Navegar más allá, la ribera ignota. No cabe mejor consuelo. Y, sin embargo, la pena agazapada sigue, la pena vela, la pena ladra. Y, ¿qué tiempo es el verdadero, el auténtico? ¿El del reloj, o el del poeta? ¿El de los tertulianos de la botica de Baeza, o el de Baeza limpia en su lago? ¿El de José María Palacio, el suyo o el de la lechuza de la catedral? («Déjala que beba, San Cristobalón...»). ¡Ah, el tiempo! Gime la «monotonía, que mide un tiempo vacío». Duele el tiempo pasado: «Era un día — tic, tic, tic, tic... que pasó, — y lo que yo más quería —la muerte se lo llevó» (Torna, vuelve a tornar «el alto Espino donde está su tierra»). Y, mientras, se arruga el tiempo de Don Guido: «Cuando mermó su riqueza — era su monomanía — pensar que pensar debía — en asentar la cabeza»). Menos mal que contra el tiempo —un teólogo llegó a sospechar que el pecado es el tiempo— se yergue el «yo fundamental». «No está mal», insiste Machado. Hay que agarrarse al asidero, al clavo ardiendo, a la conciencia del siento y pienso. Luego soy y existo.
Ayuda Baeza a Machado a reclinar en su hombro al hombre. Baeza y don Antonio están siempre lejos y cerca del «suceso». Baeza y Machado conjugan sus tiempos —¡no hay un tiempo, hay muchos tiempos!— un poco al margen, un tanto desdeñosos, de la cuenta isócrona del reloj. En la mesa de noche del profesor, «los datos de la conciencia inmediatos». Es la amiganza del poeta con el filósofo. Recuerda Bergson a don Antonio algo así como que el tiempo de las horas, minutos y segundos que pasan es nada más la infraestructura del alto tiempo —alta mar— de la duración.

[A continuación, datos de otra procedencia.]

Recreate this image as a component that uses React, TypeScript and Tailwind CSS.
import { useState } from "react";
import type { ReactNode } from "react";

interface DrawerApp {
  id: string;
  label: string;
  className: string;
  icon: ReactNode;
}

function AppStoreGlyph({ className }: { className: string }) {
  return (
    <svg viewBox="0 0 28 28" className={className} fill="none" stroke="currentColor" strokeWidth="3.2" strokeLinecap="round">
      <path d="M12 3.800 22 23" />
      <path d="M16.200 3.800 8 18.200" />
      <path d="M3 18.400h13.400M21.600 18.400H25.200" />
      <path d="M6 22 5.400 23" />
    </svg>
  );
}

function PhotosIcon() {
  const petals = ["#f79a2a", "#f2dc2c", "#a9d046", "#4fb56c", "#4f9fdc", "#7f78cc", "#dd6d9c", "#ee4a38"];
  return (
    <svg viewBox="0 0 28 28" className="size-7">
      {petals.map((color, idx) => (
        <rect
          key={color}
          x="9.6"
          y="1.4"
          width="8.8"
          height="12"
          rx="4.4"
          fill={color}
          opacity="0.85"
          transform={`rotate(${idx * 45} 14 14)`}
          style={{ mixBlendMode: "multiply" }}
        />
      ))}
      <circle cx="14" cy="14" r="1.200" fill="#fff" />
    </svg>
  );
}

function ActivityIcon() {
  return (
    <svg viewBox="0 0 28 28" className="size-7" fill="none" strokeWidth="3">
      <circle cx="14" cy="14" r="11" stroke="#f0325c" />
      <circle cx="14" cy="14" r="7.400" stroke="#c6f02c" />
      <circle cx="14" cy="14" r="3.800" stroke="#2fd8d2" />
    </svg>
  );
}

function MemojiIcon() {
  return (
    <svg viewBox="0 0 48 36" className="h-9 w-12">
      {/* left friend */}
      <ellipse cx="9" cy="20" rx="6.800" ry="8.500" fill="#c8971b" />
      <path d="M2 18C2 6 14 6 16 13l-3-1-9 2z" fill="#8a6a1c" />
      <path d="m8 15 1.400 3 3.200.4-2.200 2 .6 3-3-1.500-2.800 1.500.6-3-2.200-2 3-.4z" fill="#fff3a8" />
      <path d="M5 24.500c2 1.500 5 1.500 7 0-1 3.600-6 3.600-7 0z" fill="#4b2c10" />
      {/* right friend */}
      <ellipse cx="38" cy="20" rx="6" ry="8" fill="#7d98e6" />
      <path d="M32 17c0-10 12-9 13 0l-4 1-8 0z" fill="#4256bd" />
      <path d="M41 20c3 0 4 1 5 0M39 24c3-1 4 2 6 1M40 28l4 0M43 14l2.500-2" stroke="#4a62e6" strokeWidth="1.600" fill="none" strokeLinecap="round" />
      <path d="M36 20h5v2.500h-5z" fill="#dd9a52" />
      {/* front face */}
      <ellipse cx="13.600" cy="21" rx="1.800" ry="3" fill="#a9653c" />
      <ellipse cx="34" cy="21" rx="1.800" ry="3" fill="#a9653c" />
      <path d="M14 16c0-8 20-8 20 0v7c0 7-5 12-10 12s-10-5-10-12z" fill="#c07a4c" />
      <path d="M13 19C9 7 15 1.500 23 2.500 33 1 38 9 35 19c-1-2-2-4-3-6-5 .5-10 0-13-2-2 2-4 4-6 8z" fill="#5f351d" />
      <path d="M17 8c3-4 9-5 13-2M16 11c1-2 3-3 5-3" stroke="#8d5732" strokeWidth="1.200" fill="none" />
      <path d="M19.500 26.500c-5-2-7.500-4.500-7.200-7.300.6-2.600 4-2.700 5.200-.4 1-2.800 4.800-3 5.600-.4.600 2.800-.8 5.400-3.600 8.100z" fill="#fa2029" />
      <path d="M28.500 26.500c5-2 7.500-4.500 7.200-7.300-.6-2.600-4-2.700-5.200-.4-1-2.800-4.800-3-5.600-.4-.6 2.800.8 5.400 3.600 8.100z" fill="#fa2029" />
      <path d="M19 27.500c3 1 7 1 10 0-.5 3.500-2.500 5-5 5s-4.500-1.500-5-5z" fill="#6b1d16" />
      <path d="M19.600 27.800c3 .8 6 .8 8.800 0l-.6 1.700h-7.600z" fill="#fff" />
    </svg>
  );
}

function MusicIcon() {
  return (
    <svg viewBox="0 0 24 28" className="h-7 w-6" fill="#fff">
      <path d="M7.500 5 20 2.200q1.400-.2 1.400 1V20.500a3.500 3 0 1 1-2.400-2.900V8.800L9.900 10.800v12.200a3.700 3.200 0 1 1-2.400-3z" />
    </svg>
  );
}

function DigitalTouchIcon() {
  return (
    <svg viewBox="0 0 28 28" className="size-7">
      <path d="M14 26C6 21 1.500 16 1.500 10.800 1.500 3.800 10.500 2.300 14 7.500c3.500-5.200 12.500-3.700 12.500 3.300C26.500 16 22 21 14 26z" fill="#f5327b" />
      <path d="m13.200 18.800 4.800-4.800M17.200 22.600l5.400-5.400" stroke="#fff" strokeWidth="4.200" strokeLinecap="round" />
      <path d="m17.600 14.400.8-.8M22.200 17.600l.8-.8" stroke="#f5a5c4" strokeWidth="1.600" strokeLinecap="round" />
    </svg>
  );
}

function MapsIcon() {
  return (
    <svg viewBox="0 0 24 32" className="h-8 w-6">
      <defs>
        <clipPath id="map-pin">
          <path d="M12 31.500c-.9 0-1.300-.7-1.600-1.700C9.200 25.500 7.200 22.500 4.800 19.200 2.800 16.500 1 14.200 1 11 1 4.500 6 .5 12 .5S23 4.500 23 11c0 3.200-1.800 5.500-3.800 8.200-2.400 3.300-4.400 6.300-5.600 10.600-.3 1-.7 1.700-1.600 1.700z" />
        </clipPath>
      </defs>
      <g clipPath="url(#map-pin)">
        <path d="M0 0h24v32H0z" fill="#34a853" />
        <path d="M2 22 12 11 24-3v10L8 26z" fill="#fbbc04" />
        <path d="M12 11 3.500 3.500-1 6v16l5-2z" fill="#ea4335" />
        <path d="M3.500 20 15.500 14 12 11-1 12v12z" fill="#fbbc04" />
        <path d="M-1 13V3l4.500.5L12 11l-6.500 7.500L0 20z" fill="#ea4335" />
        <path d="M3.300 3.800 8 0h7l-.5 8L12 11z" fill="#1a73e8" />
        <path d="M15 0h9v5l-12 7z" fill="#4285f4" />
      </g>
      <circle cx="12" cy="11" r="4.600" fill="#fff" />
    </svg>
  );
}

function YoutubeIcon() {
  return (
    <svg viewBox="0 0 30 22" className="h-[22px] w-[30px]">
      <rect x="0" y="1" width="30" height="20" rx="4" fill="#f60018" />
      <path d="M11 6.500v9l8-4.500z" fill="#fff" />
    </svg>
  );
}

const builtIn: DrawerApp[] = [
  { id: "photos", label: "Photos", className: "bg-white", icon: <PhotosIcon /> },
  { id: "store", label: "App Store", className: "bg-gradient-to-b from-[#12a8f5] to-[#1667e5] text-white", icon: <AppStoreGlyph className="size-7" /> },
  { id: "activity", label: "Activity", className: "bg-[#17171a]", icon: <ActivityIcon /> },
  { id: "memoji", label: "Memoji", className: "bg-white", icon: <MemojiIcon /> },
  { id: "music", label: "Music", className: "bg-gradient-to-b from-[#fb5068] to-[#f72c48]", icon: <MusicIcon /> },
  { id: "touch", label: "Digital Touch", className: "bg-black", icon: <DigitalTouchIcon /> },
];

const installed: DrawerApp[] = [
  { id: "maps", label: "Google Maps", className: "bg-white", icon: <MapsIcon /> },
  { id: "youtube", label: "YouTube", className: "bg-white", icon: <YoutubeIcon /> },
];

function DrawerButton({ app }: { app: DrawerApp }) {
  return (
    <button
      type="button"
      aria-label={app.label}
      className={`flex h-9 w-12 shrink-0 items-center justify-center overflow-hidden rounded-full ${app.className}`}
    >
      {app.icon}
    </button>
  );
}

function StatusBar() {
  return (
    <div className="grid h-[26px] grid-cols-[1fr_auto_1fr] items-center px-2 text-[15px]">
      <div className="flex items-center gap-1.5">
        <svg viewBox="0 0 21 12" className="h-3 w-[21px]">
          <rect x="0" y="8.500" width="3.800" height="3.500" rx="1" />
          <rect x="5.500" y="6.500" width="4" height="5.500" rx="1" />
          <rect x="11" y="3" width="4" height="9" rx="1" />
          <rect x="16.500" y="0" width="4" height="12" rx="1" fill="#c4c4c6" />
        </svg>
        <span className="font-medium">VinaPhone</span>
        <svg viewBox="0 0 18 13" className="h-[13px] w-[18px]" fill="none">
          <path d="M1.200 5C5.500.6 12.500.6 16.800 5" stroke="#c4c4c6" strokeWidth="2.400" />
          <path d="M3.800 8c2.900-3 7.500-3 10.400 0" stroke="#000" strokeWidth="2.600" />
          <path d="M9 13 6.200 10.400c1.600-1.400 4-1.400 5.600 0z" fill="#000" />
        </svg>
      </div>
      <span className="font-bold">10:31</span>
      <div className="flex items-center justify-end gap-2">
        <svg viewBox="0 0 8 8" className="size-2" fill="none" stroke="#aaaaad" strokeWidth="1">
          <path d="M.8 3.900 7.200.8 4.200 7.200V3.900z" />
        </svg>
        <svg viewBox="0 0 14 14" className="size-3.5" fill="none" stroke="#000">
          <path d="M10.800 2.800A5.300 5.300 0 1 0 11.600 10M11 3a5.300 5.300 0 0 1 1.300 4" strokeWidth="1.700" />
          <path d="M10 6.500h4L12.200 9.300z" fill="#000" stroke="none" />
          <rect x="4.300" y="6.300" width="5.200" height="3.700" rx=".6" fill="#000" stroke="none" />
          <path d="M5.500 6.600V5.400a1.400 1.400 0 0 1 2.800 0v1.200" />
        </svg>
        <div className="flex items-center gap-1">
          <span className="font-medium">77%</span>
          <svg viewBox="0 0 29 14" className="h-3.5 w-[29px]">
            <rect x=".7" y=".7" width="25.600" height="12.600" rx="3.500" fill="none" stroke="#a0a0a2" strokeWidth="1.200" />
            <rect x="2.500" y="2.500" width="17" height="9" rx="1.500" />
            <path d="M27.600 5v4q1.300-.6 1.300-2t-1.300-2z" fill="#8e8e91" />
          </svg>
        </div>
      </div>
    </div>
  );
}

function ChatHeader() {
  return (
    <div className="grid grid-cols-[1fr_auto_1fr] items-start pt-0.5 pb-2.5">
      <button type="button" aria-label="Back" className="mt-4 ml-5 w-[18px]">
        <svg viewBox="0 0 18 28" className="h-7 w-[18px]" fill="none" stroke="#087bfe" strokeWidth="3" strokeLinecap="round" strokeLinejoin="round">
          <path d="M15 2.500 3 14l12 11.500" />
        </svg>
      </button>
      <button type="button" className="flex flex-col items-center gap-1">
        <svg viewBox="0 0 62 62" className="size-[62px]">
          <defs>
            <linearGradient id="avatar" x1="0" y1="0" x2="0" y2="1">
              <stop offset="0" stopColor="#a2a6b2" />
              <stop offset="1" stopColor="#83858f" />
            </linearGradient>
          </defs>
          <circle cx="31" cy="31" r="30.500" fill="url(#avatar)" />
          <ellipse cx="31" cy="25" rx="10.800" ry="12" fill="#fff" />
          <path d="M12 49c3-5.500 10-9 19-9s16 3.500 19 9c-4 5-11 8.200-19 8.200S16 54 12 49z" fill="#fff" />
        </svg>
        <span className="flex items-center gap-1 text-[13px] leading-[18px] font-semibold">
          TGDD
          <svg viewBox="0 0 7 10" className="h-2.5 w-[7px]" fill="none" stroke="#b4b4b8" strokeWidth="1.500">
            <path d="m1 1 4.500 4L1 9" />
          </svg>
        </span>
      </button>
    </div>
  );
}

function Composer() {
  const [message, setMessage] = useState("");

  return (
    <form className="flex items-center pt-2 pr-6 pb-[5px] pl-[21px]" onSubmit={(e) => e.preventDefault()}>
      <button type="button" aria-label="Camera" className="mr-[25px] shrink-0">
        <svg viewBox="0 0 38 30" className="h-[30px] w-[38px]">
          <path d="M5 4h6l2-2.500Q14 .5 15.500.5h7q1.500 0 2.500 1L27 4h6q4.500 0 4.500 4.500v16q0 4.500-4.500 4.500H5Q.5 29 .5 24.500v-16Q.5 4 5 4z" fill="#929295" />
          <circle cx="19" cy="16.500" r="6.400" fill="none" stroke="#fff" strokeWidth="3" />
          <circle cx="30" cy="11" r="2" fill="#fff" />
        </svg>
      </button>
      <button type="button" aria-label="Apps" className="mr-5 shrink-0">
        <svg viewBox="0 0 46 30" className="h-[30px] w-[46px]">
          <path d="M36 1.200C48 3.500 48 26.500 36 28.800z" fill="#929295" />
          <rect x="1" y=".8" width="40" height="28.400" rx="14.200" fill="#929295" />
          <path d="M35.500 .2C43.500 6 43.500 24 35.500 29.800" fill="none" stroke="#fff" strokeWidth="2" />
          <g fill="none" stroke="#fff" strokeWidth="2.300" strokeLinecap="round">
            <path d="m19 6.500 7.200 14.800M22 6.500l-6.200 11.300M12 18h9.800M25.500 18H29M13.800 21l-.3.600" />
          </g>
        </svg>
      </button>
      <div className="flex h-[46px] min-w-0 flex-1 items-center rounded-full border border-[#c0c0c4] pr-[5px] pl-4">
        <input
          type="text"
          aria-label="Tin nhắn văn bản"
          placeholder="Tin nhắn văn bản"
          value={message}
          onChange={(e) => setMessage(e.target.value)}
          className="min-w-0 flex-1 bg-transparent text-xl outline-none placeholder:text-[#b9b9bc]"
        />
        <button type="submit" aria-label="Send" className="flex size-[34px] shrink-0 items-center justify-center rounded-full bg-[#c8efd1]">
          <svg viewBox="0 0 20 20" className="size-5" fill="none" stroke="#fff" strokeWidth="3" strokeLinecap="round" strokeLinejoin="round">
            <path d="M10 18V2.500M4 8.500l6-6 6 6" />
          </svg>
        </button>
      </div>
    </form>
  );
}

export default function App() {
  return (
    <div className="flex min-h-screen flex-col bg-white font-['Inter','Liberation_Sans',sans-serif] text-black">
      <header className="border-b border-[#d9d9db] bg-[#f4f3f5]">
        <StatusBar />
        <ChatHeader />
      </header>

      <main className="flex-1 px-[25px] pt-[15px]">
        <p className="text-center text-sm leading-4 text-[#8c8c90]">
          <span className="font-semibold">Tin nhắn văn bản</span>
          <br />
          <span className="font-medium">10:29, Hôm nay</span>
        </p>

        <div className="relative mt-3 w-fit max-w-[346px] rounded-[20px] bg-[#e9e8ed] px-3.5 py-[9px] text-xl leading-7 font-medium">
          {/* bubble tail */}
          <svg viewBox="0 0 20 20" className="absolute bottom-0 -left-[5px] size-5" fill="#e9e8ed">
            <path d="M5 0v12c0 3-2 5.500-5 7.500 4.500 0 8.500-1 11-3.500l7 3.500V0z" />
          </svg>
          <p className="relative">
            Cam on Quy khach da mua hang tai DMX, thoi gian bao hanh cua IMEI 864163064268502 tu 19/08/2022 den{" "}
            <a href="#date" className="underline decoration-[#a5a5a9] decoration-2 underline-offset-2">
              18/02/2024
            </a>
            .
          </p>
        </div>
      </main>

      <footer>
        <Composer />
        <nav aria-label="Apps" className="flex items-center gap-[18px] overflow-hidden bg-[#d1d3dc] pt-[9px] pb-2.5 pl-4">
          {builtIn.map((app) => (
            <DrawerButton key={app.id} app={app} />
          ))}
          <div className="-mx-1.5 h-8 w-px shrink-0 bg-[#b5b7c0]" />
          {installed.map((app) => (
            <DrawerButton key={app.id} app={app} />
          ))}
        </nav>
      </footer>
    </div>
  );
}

Sutil descubrimiento bergsoniano. Dura el ayer en el hoy, como en la melodía duran las notas ya emitidas, conformando y dando tino y tono a la nota que al presente suena. Y es pensando así, razonando de esta manera, como puede cada uno ver su propia vida, no como una sucesión, sino como una integración. ¿Es así como puede volver el optimismo? Escribirá Antonio Machado en Juan de Mairena, años más tarde: «Hay que tener los ojos muy abiertos para ver las cosas como son: más abiertos todavía para verlas mejores de lo que son».